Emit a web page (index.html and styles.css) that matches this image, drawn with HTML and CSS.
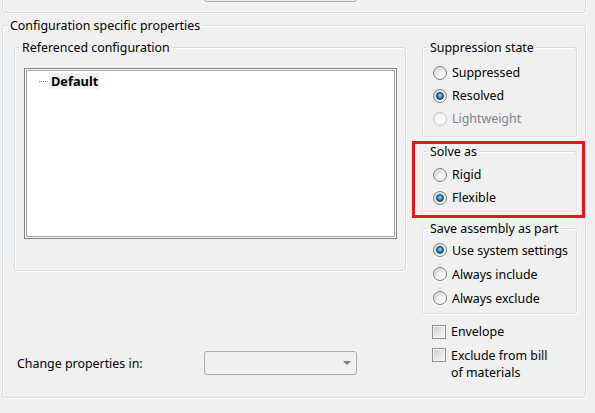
FILE: index.html
```html
<!DOCTYPE html>
<html>
<head>
<meta charset="utf-8">
<link rel="stylesheet" href="styles.css">
</head>
<body>
<div class="top-group">
  <div class="combo"><span class="arrow"></span></div>
</div>

<fieldset class="group config">
  <legend>Configuration specific properties</legend>
  <div class="config-body">
    <div class="left-col">
      <fieldset class="group ref">
        <legend>Referenced configuration</legend>
        <div class="tree">
          <div class="tree-inner">
            <div class="tree-row"><span class="dots"></span><span class="node">Default</span></div>
          </div>
        </div>
      </fieldset>
      <div class="change-row">
        <span class="change-label">Change properties in:</span>
        <div class="combo disabled"><span class="arrow"></span></div>
      </div>
    </div>

    <div class="right-col">
      <fieldset class="group supp">
        <legend>Suppression state</legend>
        <div class="opt"><span class="radio"></span><span>Suppressed</span></div>
        <div class="opt"><span class="radio checked"></span><span>Resolved</span></div>
        <div class="opt off"><span class="radio dis"></span><span>Lightweight</span></div>
      </fieldset>

      <div class="annot">
        <fieldset class="group solve">
          <legend>Solve as</legend>
          <div class="opt"><span class="radio"></span><span>Rigid</span></div>
          <div class="opt"><span class="radio checked"></span><span>Flexible</span></div>
        </fieldset>
      </div>

      <fieldset class="group save">
        <legend>Save assembly as part</legend>
        <div class="opt tall"><span class="radio checked"></span><span>Use system settings</span></div>
        <div class="opt tall"><span class="radio"></span><span>Always include</span></div>
        <div class="opt tall"><span class="radio"></span><span>Always exclude</span></div>
      </fieldset>

      <div class="checks">
        <div class="chk"><span class="box"></span><span>Envelope</span></div>
        <div class="chk two"><span class="box"></span><span>Exclude from bill<br>of materials</span></div>
      </div>
    </div>
  </div>
</fieldset>
</body>
</html>
```

FILE: styles.css
```css
html, body {
  margin: 0;
  padding: 0;
  background: #f0f0f0;
}
body {
  display: flow-root;
  font-family: "Noto Sans", "Open Sans", sans-serif;
  font-size: 12.4px;
  color: #000;
  height: 413px;
  overflow: hidden;
}

.top-group {
  box-sizing: border-box;
  margin: -30px 0 0 2px;
  width: 584px;
  height: 43px;
  border: 1px solid #d5dfe5;
  border-radius: 3px;
  box-shadow: 1px 1px 0 #fff, inset 1px 1px 0 #fff;
  padding: 7px 0 0 201px;
}

.combo {
  box-sizing: border-box;
  width: 153px;
  height: 24px;
  border: 1px solid #acacac;
  border-radius: 3px;
  background: #f0f0f0;
  display: flex;
  align-items: center;
  justify-content: flex-end;
  padding-right: 5px;
}
.arrow {
  width: 0;
  height: 0;
  border-left: 4px solid transparent;
  border-right: 4px solid transparent;
  border-top: 4px solid #7a7a7a;
}

.group {
  margin: 0;
  padding: 0;
  min-width: 0;
  border: 1px solid #d5dfe5;
  border-radius: 3px;
  box-shadow: 1px 1px 0 #fff, inset 1px 1px 0 #fff;
  box-sizing: border-box;
}
.group > legend {
  line-height: 17px;
  padding: 0 2px;
  margin-left: 5px;
}

.config {
  margin: 4px 0 0 2px;
  width: 584px;
  height: 381px;
}
.config-body {
  display: grid;
  grid-template-columns: 392px 155px;
  column-gap: 16px;
  padding: 5px 0 0 11px;
  align-items: start;
}

.left-col {
  display: flex;
  flex-direction: column;
}
.ref {
  height: 232px;
  padding: 12px 8px 0 9px;
}
.ref > legend {
  margin-left: -4px;
}
.tree {
  box-sizing: border-box;
  height: 171px;
  border: 1px solid #7f8389;
  padding: 1px;
  background: #fff;
}
.tree-inner {
  box-sizing: border-box;
  height: 100%;
  border: 1px solid #a0a0a0;
  background: #fff;
  padding: 2px 0 0 12px;
}
.tree-row {
  display: flex;
  align-items: center;
  height: 16px;
}
.dots {
  width: 9px;
  border-top: 1px dotted #808080;
  margin-right: 1px;
}
.node {
  font-weight: bold;
  font-size: 12.8px;
  background: #f0f0f0;
  padding: 0 2px;
  line-height: 16px;
}

.change-row {
  display: flex;
  align-items: center;
  margin-top: 80px;
  padding-left: 3px;
}
.change-label {
  flex: 0 0 187px;
}

.right-col {
  display: flex;
  flex-direction: column;
}
.supp {
  height: 98px;
  padding: 5px 0 0 10px;
}
.supp > legend,
.solve > legend,
.save > legend {
  margin-left: -5px;
}
.opt {
  display: flex;
  align-items: center;
  gap: 5px;
  height: 23px;
}
.opt.tall {
  height: 24px;
}
.opt.off {
  color: #7f7f8f;
}

.annot {
  margin: 4px -8px 0 -10px;
  border: 3px solid #e8141c;
  padding: 0 5px 3px 7px;
}
.solve {
  margin-top: -1px;
  height: 69px;
  padding: 3px 0 0 10px;
}
.save {
  margin-top: 2px;
  height: 94px;
  padding: 1px 0 0 10px;
}

.radio {
  box-sizing: border-box;
  width: 14px;
  height: 14px;
  flex: 0 0 14px;
  border-radius: 50%;
  border: 1px solid #7b7e83;
  background: radial-gradient(circle at 68% 68%, #ffffff 0%, #ececec 40%, #bcbcbc 100%);
  box-shadow: inset 0 0 0 1px rgba(255,255,255,0.6);
  display: grid;
  place-items: center;
}
.radio.checked {
  background: radial-gradient(circle at 68% 68%, #ffffff 0%, #e4e4e4 50%, #b4b4b4 100%);
}
.radio.checked::after {
  content: "";
  box-sizing: border-box;
  width: 8px;
  height: 8px;
  border-radius: 50%;
  border: 1px solid #123e63;
  background: radial-gradient(circle at 50% 40%, #b5e6fd 0%, #3c9fd8 35%, #14649c 70%, #0b3558 100%);
}
.radio.dis {
  border-color: #c4c4c4;
  box-shadow: none;
  background: radial-gradient(circle at 68% 68%, #ffffff 0%, #f6f6f6 50%, #e2e2e2 100%);
}

.checks {
  padding: 10px 0 0 10px;
  display: flex;
  flex-direction: column;
  gap: 7px;
}
.chk {
  display: flex;
  align-items: flex-start;
  gap: 5px;
  line-height: 16px;
}
.chk .box {
  margin-top: 1px;
}
.chk.two {
  line-height: 17px;
}
.box {
  box-sizing: border-box;
  width: 14px;
  height: 14px;
  flex: 0 0 14px;
  border: 1px solid #8f8f8f;
  box-shadow: inset 0 0 0 1px #f4f4f4;
  background: linear-gradient(135deg, #c8c8c8 0%, #e8e8e8 55%, #fbfbfb 100%);
}
```
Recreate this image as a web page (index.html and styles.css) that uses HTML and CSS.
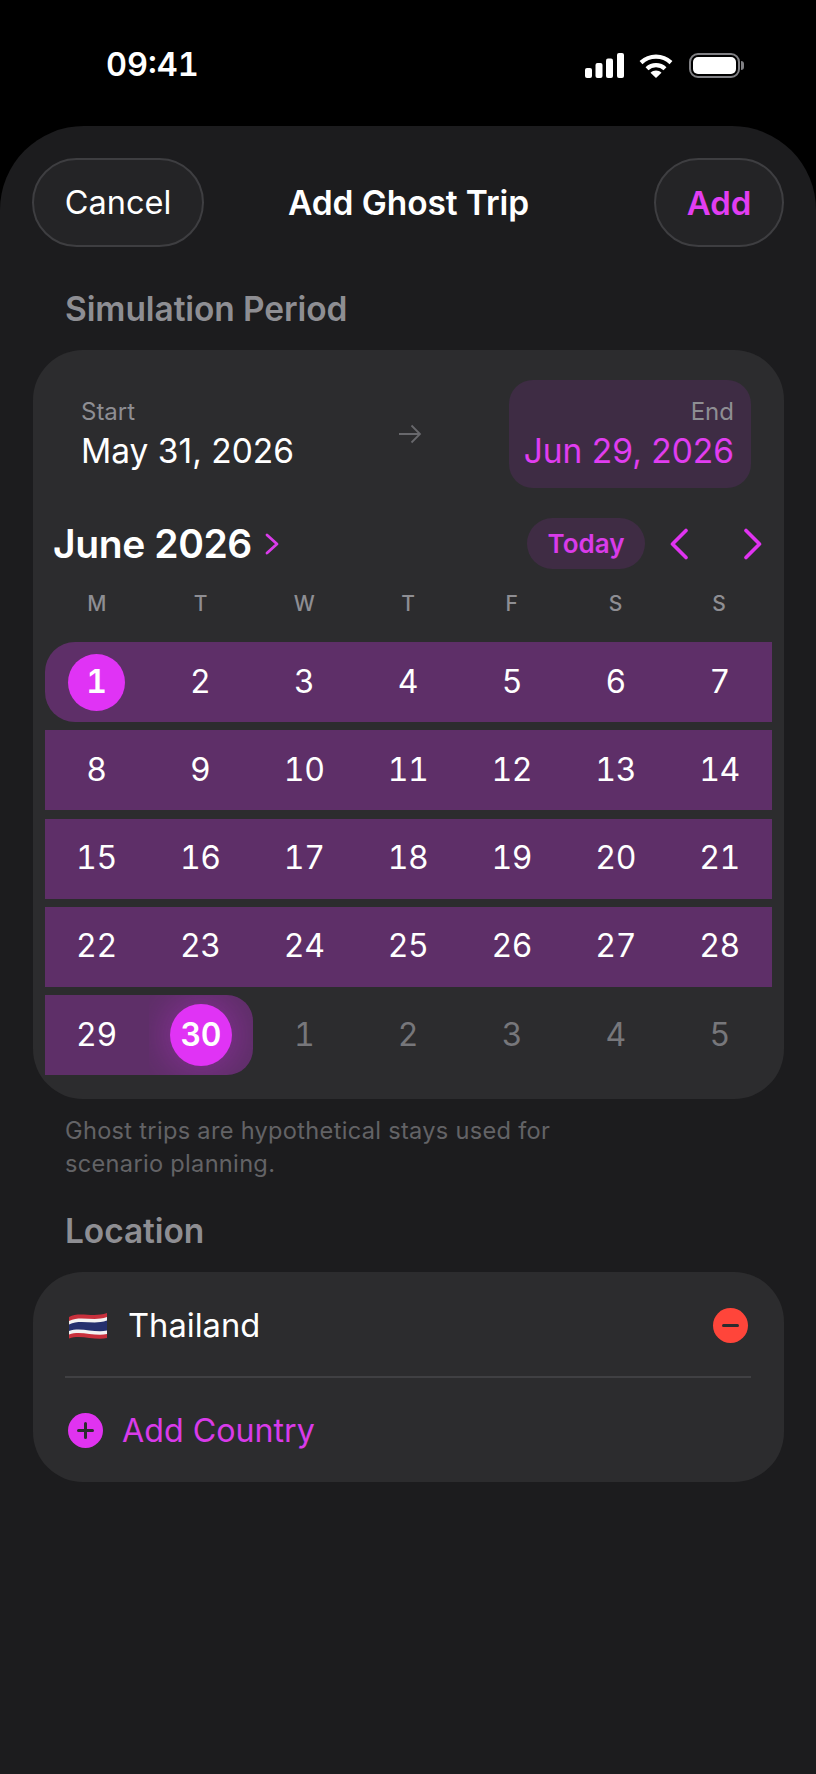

_WHAT NEEDS TO BE DONE_
Reply with nothing except the number of lines in the listing above that include "styles".

_ANSWER TO THE PROBLEM_
4